3.5 Conclusion of the excursion into epistemology
Evolution- and experience-dependent development determine and shape the architecture of the brain. Through these processes, knowledge about the world and strategies to use this knowledge for survival and reproduction are implemented in brain architectures. These in turn determine what and how an organism perceives and how it behaves. Because of the selection criteria that guides evolution, the brain adapted to the narrow segment of the world in which life has evolved, and its functions have been optimized to extract and process those signals that best serve survival and reproduction. Thus the cognitive functions of the brain have probably not been optimized for understanding the deeper structure of the world that assures coherence across scales and cannot be perceived directly.
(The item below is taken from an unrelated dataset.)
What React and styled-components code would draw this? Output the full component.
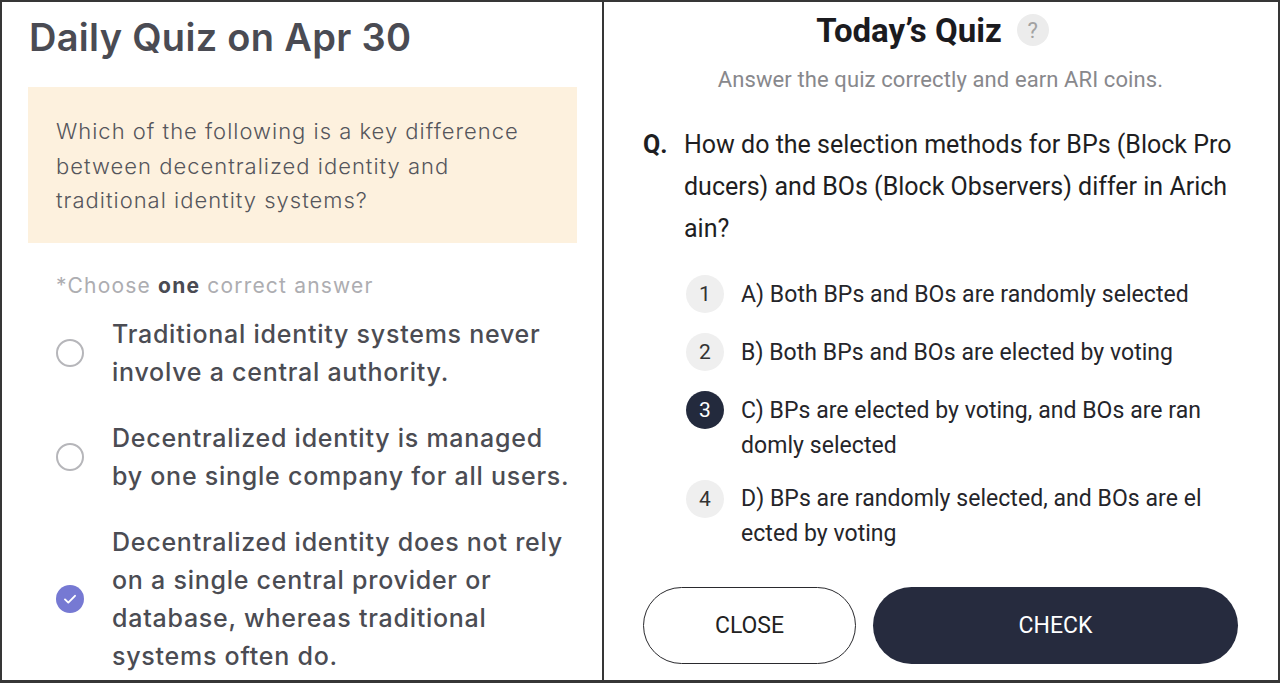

Similarly, the rules according to which we evaluate contingencies and establish associations among events are implemented by specific molecular mechanisms that translate temporal correlations of neuronal activity into lasting changes in the efficacy of neuronal connections. These rules have been preserved virtually unchanged since the evolution of primitive nervous systems, and are at the basis of assignments of causality and the formation of associations. Again, these rules are highly efficient for the generation of models of the mesoscopic world and the formulation of predictions, but they do not apply to processes in the quantum world or to the relativistic dynamics of the universe. Given these specific adaptations of our cognitive functions, one might consider that similar restrictions may also hold for the way we reason. If so, this would present a serious challenge for the generalisation of models and theories based on extrapolation.